- [Listed entries]:
::::::

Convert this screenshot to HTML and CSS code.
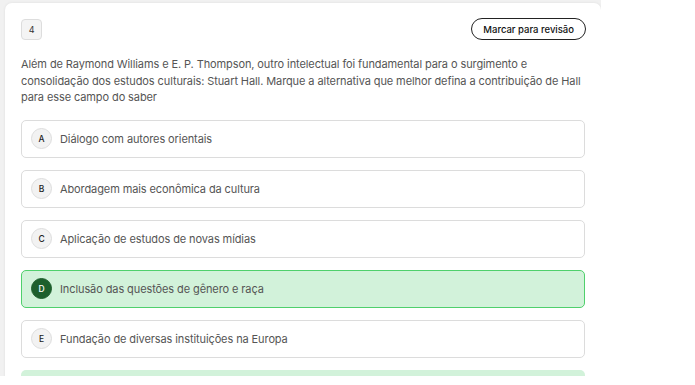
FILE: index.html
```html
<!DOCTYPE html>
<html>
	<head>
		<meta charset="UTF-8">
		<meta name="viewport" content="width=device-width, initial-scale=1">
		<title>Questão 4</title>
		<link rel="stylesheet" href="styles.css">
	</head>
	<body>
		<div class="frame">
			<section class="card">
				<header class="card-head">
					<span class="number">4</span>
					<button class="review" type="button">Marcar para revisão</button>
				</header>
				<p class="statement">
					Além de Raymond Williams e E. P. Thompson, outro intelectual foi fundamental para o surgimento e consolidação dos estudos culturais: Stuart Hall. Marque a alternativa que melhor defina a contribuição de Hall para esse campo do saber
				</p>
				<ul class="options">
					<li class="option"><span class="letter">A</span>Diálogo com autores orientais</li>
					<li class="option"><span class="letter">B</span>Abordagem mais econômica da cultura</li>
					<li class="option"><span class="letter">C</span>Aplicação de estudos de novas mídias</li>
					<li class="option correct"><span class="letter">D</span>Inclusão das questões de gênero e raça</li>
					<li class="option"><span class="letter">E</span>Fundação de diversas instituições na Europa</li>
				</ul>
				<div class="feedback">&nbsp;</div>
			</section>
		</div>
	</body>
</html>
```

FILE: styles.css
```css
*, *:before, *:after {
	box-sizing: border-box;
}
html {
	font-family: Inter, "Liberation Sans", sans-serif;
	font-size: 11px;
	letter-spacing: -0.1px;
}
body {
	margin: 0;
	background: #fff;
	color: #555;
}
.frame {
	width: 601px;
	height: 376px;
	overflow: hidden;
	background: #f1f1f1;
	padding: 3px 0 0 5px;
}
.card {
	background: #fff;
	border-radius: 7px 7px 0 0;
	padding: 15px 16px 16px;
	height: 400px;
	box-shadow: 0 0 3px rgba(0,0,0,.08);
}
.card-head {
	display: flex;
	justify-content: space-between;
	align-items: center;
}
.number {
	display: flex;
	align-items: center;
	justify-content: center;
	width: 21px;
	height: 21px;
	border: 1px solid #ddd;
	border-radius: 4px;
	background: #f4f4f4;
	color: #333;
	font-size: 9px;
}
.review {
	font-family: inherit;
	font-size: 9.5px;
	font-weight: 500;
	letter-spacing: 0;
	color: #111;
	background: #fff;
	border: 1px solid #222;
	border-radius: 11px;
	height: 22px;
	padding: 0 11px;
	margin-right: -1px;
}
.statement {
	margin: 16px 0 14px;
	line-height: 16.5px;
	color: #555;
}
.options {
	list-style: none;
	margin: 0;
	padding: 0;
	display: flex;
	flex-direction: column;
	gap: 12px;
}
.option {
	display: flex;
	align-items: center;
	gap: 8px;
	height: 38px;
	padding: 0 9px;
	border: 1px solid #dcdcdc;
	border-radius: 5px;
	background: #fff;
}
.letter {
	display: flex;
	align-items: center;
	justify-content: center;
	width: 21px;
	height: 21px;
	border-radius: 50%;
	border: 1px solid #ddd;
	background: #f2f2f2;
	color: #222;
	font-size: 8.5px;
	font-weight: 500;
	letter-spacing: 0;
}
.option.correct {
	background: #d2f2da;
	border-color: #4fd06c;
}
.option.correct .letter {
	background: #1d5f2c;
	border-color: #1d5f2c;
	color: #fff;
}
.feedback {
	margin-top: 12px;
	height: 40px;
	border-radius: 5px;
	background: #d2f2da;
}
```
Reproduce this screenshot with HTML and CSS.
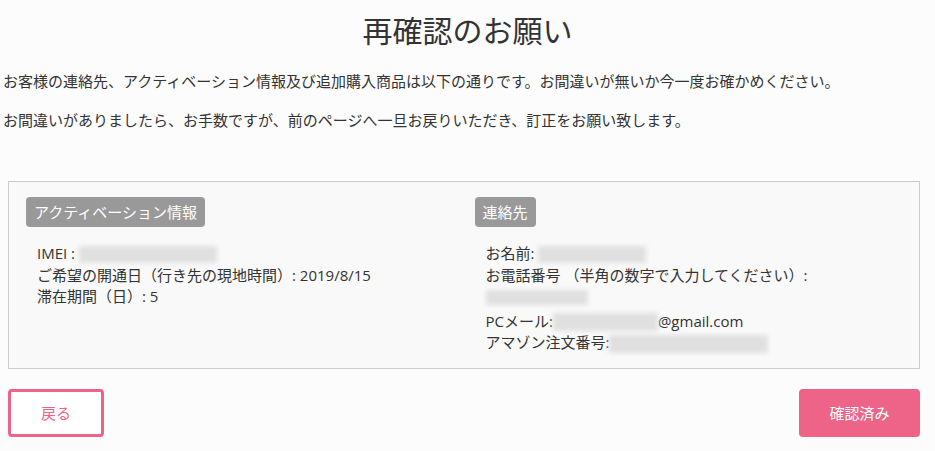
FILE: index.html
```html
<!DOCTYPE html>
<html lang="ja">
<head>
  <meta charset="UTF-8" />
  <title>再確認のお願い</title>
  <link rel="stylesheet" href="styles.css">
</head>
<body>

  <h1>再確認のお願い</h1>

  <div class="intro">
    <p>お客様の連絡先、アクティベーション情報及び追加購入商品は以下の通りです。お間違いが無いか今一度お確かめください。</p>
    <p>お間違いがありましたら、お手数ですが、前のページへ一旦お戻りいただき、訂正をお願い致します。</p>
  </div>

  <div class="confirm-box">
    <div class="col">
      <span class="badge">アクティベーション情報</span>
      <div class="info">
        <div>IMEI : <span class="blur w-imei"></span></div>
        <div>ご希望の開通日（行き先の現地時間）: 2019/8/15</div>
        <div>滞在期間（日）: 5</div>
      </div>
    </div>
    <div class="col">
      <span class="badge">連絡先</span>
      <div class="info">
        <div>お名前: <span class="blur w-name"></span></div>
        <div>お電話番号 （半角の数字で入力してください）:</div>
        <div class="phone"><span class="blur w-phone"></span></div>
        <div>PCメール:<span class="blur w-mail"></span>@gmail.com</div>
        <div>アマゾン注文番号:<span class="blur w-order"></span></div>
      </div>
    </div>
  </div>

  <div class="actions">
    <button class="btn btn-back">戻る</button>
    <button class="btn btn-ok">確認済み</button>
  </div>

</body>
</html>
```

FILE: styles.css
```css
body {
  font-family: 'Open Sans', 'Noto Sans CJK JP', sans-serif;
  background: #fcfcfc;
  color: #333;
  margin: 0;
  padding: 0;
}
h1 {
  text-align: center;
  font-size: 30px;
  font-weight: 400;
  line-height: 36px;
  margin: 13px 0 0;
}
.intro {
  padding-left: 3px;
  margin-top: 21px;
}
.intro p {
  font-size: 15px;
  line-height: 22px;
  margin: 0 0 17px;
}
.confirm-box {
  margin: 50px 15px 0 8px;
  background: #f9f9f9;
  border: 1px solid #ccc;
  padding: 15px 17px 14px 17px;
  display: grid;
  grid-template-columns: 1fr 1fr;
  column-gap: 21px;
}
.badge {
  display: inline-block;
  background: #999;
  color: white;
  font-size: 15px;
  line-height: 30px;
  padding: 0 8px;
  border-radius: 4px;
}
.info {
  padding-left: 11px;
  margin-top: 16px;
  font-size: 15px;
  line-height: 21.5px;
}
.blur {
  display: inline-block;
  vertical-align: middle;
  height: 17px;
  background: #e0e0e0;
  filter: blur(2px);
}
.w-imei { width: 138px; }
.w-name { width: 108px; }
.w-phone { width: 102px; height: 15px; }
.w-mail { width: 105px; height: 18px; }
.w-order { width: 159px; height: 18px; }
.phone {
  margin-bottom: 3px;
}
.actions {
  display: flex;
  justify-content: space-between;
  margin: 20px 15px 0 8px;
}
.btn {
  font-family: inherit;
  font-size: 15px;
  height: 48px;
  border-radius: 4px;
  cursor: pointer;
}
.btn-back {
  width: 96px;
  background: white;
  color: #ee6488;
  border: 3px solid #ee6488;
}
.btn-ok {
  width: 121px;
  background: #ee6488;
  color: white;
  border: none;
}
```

::::::

- [Goal]: Make an exact copy of every record, pictures excluded.

- [Reply]:
Convert this screenshot to HTML and CSS code.
FILE: index.html
```html
<!DOCTYPE html>
<html>
	<head>
		<meta charset="UTF-8">
		<meta name="viewport" content="width=device-width, initial-scale=1">
		<title>Questão 4</title>
		<link rel="stylesheet" href="styles.css">
	</head>
	<body>
		<div class="frame">
			<section class="card">
				<header class="card-head">
					<span class="number">4</span>
					<button class="review" type="button">Marcar para revisão</button>
				</header>
				<p class="statement">
					Além de Raymond Williams e E. P. Thompson, outro intelectual foi fundamental para o surgimento e consolidação dos estudos culturais: Stuart Hall. Marque a alternativa que melhor defina a contribuição de Hall para esse campo do saber
				</p>
				<ul class="options">
					<li class="option"><span class="letter">A</span>Diálogo com autores orientais</li>
					<li class="option"><span class="letter">B</span>Abordagem mais econômica da cultura</li>
					<li class="option"><span class="letter">C</span>Aplicação de estudos de novas mídias</li>
					<li class="option correct"><span class="letter">D</span>Inclusão das questões de gênero e raça</li>
					<li class="option"><span class="letter">E</span>Fundação de diversas instituições na Europa</li>
				</ul>
				<div class="feedback">&nbsp;</div>
			</section>
		</div>
	</body>
</html>
```

FILE: styles.css
```css
*, *:before, *:after {
	box-sizing: border-box;
}
html {
	font-family: Inter, "Liberation Sans", sans-serif;
	font-size: 11px;
	letter-spacing: -0.1px;
}
body {
	margin: 0;
	background: #fff;
	color: #555;
}
.frame {
	width: 601px;
	height: 376px;
	overflow: hidden;
	background: #f1f1f1;
	padding: 3px 0 0 5px;
}
.card {
	background: #fff;
	border-radius: 7px 7px 0 0;
	padding: 15px 16px 16px;
	height: 400px;
	box-shadow: 0 0 3px rgba(0,0,0,.08);
}
.card-head {
	display: flex;
	justify-content: space-between;
	align-items: center;
}
.number {
	display: flex;
	align-items: center;
	justify-content: center;
	width: 21px;
	height: 21px;
	border: 1px solid #ddd;
	border-radius: 4px;
	background: #f4f4f4;
	color: #333;
	font-size: 9px;
}
.review {
	font-family: inherit;
	font-size: 9.5px;
	font-weight: 500;
	letter-spacing: 0;
	color: #111;
	background: #fff;
	border: 1px solid #222;
	border-radius: 11px;
	height: 22px;
	padding: 0 11px;
	margin-right: -1px;
}
.statement {
	margin: 16px 0 14px;
	line-height: 16.5px;
	color: #555;
}
.options {
	list-style: none;
	margin: 0;
	padding: 0;
	display: flex;
	flex-direction: column;
	gap: 12px;
}
.option {
	display: flex;
	align-items: center;
	gap: 8px;
	height: 38px;
	padding: 0 9px;
	border: 1px solid #dcdcdc;
	border-radius: 5px;
	background: #fff;
}
.letter {
	display: flex;
	align-items: center;
	justify-content: center;
	width: 21px;
	height: 21px;
	border-radius: 50%;
	border: 1px solid #ddd;
	background: #f2f2f2;
	color: #222;
	font-size: 8.5px;
	font-weight: 500;
	letter-spacing: 0;
}
.option.correct {
	background: #d2f2da;
	border-color: #4fd06c;
}
.option.correct .letter {
	background: #1d5f2c;
	border-color: #1d5f2c;
	color: #fff;
}
.feedback {
	margin-top: 12px;
	height: 40px;
	border-radius: 5px;
	background: #d2f2da;
}
```
Reproduce this screenshot with HTML and CSS.
FILE: index.html
```html
<!DOCTYPE html>
<html lang="ja">
<head>
  <meta charset="UTF-8" />
  <title>再確認のお願い</title>
  <link rel="stylesheet" href="styles.css">
</head>
<body>

  <h1>再確認のお願い</h1>

  <div class="intro">
    <p>お客様の連絡先、アクティベーション情報及び追加購入商品は以下の通りです。お間違いが無いか今一度お確かめください。</p>
    <p>お間違いがありましたら、お手数ですが、前のページへ一旦お戻りいただき、訂正をお願い致します。</p>
  </div>

  <div class="confirm-box">
    <div class="col">
      <span class="badge">アクティベーション情報</span>
      <div class="info">
        <div>IMEI : <span class="blur w-imei"></span></div>
        <div>ご希望の開通日（行き先の現地時間）: 2019/8/15</div>
        <div>滞在期間（日）: 5</div>
      </div>
    </div>
    <div class="col">
      <span class="badge">連絡先</span>
      <div class="info">
        <div>お名前: <span class="blur w-name"></span></div>
        <div>お電話番号 （半角の数字で入力してください）:</div>
        <div class="phone"><span class="blur w-phone"></span></div>
        <div>PCメール:<span class="blur w-mail"></span>@gmail.com</div>
        <div>アマゾン注文番号:<span class="blur w-order"></span></div>
      </div>
    </div>
  </div>

  <div class="actions">
    <button class="btn btn-back">戻る</button>
    <button class="btn btn-ok">確認済み</button>
  </div>

</body>
</html>
```

FILE: styles.css
```css
body {
  font-family: 'Open Sans', 'Noto Sans CJK JP', sans-serif;
  background: #fcfcfc;
  color: #333;
  margin: 0;
  padding: 0;
}
h1 {
  text-align: center;
  font-size: 30px;
  font-weight: 400;
  line-height: 36px;
  margin: 13px 0 0;
}
.intro {
  padding-left: 3px;
  margin-top: 21px;
}
.intro p {
  font-size: 15px;
  line-height: 22px;
  margin: 0 0 17px;
}
.confirm-box {
  margin: 50px 15px 0 8px;
  background: #f9f9f9;
  border: 1px solid #ccc;
  padding: 15px 17px 14px 17px;
  display: grid;
  grid-template-columns: 1fr 1fr;
  column-gap: 21px;
}
.badge {
  display: inline-block;
  background: #999;
  color: white;
  font-size: 15px;
  line-height: 30px;
  padding: 0 8px;
  border-radius: 4px;
}
.info {
  padding-left: 11px;
  margin-top: 16px;
  font-size: 15px;
  line-height: 21.5px;
}
.blur {
  display: inline-block;
  vertical-align: middle;
  height: 17px;
  background: #e0e0e0;
  filter: blur(2px);
}
.w-imei { width: 138px; }
.w-name { width: 108px; }
.w-phone { width: 102px; height: 15px; }
.w-mail { width: 105px; height: 18px; }
.w-order { width: 159px; height: 18px; }
.phone {
  margin-bottom: 3px;
}
.actions {
  display: flex;
  justify-content: space-between;
  margin: 20px 15px 0 8px;
}
.btn {
  font-family: inherit;
  font-size: 15px;
  height: 48px;
  border-radius: 4px;
  cursor: pointer;
}
.btn-back {
  width: 96px;
  background: white;
  color: #ee6488;
  border: 3px solid #ee6488;
}
.btn-ok {
  width: 121px;
  background: #ee6488;
  color: white;
  border: none;
}
```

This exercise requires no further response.